• [AIM]: Quote, without change, all of the lines that follow.

══ INFORMATION PROVIDED ══

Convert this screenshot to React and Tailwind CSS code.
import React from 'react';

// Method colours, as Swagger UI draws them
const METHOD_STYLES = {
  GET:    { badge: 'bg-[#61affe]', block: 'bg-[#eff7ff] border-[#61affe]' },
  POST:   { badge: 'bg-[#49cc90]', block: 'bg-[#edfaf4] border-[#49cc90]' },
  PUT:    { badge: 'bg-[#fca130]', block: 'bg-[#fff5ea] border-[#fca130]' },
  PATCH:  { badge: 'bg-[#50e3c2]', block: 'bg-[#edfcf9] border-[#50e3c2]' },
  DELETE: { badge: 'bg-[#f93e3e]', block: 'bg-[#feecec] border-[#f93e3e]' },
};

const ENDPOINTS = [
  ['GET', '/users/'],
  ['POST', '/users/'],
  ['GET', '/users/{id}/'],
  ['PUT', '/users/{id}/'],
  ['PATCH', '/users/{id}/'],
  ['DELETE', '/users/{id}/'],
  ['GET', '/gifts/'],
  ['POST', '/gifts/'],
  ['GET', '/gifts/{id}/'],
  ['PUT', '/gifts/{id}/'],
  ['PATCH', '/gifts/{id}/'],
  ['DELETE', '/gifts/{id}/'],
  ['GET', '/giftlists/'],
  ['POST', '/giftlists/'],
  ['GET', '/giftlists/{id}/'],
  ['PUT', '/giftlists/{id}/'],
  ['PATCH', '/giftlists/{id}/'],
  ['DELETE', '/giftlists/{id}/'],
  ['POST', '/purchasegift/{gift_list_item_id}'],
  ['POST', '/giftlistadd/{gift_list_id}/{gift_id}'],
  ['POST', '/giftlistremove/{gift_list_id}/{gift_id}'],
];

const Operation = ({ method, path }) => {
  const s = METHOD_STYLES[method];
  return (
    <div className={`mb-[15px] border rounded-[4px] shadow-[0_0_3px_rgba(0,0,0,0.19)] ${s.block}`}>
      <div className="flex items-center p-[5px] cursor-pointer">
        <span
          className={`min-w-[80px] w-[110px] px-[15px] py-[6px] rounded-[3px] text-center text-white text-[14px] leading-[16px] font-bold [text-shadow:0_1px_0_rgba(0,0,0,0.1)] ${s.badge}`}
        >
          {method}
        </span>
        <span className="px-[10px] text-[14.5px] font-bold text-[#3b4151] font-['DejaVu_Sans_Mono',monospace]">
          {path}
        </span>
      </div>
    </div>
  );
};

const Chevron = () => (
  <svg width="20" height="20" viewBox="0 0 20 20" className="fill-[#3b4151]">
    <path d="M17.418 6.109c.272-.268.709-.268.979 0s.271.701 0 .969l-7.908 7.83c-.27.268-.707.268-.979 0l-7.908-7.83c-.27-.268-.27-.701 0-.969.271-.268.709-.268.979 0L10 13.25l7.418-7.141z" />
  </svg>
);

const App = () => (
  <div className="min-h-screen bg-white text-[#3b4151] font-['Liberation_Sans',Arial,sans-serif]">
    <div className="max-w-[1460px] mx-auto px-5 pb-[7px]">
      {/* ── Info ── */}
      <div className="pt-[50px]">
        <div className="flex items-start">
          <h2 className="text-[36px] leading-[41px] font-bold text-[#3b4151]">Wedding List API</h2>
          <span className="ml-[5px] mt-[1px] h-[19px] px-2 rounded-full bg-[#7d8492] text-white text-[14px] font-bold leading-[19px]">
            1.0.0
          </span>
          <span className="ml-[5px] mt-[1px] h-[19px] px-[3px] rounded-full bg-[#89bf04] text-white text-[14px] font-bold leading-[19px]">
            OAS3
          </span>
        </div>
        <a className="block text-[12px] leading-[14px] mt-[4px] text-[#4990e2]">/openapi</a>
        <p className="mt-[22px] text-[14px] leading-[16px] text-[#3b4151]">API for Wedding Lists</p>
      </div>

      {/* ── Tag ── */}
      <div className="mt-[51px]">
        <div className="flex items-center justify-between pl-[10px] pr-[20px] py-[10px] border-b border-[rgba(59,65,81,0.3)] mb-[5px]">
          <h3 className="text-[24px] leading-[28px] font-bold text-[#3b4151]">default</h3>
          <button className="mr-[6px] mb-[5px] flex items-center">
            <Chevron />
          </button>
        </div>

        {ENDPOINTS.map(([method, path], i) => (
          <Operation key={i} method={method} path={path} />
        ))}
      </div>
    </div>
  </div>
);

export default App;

═══

• [WRITTEN SOLUTION]:
Convert this screenshot to React and Tailwind CSS code.
import React from 'react';

// Method colours, as Swagger UI draws them
const METHOD_STYLES = {
  GET:    { badge: 'bg-[#61affe]', block: 'bg-[#eff7ff] border-[#61affe]' },
  POST:   { badge: 'bg-[#49cc90]', block: 'bg-[#edfaf4] border-[#49cc90]' },
  PUT:    { badge: 'bg-[#fca130]', block: 'bg-[#fff5ea] border-[#fca130]' },
  PATCH:  { badge: 'bg-[#50e3c2]', block: 'bg-[#edfcf9] border-[#50e3c2]' },
  DELETE: { badge: 'bg-[#f93e3e]', block: 'bg-[#feecec] border-[#f93e3e]' },
};

const ENDPOINTS = [
  ['GET', '/users/'],
  ['POST', '/users/'],
  ['GET', '/users/{id}/'],
  ['PUT', '/users/{id}/'],
  ['PATCH', '/users/{id}/'],
  ['DELETE', '/users/{id}/'],
  ['GET', '/gifts/'],
  ['POST', '/gifts/'],
  ['GET', '/gifts/{id}/'],
  ['PUT', '/gifts/{id}/'],
  ['PATCH', '/gifts/{id}/'],
  ['DELETE', '/gifts/{id}/'],
  ['GET', '/giftlists/'],
  ['POST', '/giftlists/'],
  ['GET', '/giftlists/{id}/'],
  ['PUT', '/giftlists/{id}/'],
  ['PATCH', '/giftlists/{id}/'],
  ['DELETE', '/giftlists/{id}/'],
  ['POST', '/purchasegift/{gift_list_item_id}'],
  ['POST', '/giftlistadd/{gift_list_id}/{gift_id}'],
  ['POST', '/giftlistremove/{gift_list_id}/{gift_id}'],
];

const Operation = ({ method, path }) => {
  const s = METHOD_STYLES[method];
  return (
    <div className={`mb-[15px] border rounded-[4px] shadow-[0_0_3px_rgba(0,0,0,0.19)] ${s.block}`}>
      <div className="flex items-center p-[5px] cursor-pointer">
        <span
          className={`min-w-[80px] w-[110px] px-[15px] py-[6px] rounded-[3px] text-center text-white text-[14px] leading-[16px] font-bold [text-shadow:0_1px_0_rgba(0,0,0,0.1)] ${s.badge}`}
        >
          {method}
        </span>
        <span className="px-[10px] text-[14.5px] font-bold text-[#3b4151] font-['DejaVu_Sans_Mono',monospace]">
          {path}
        </span>
      </div>
    </div>
  );
};

const Chevron = () => (
  <svg width="20" height="20" viewBox="0 0 20 20" className="fill-[#3b4151]">
    <path d="M17.418 6.109c.272-.268.709-.268.979 0s.271.701 0 .969l-7.908 7.83c-.27.268-.707.268-.979 0l-7.908-7.83c-.27-.268-.27-.701 0-.969.271-.268.709-.268.979 0L10 13.25l7.418-7.141z" />
  </svg>
);

const App = () => (
  <div className="min-h-screen bg-white text-[#3b4151] font-['Liberation_Sans',Arial,sans-serif]">
    <div className="max-w-[1460px] mx-auto px-5 pb-[7px]">
      {/* ── Info ── */}
      <div className="pt-[50px]">
        <div className="flex items-start">
          <h2 className="text-[36px] leading-[41px] font-bold text-[#3b4151]">Wedding List API</h2>
          <span className="ml-[5px] mt-[1px] h-[19px] px-2 rounded-full bg-[#7d8492] text-white text-[14px] font-bold leading-[19px]">
            1.0.0
          </span>
          <span className="ml-[5px] mt-[1px] h-[19px] px-[3px] rounded-full bg-[#89bf04] text-white text-[14px] font-bold leading-[19px]">
            OAS3
          </span>
        </div>
        <a className="block text-[12px] leading-[14px] mt-[4px] text-[#4990e2]">/openapi</a>
        <p className="mt-[22px] text-[14px] leading-[16px] text-[#3b4151]">API for Wedding Lists</p>
      </div>

      {/* ── Tag ── */}
      <div className="mt-[51px]">
        <div className="flex items-center justify-between pl-[10px] pr-[20px] py-[10px] border-b border-[rgba(59,65,81,0.3)] mb-[5px]">
          <h3 className="text-[24px] leading-[28px] font-bold text-[#3b4151]">default</h3>
          <button className="mr-[6px] mb-[5px] flex items-center">
            <Chevron />
          </button>
        </div>

        {ENDPOINTS.map(([method, path], i) => (
          <Operation key={i} method={method} path={path} />
        ))}
      </div>
    </div>
  </div>
);

export default App;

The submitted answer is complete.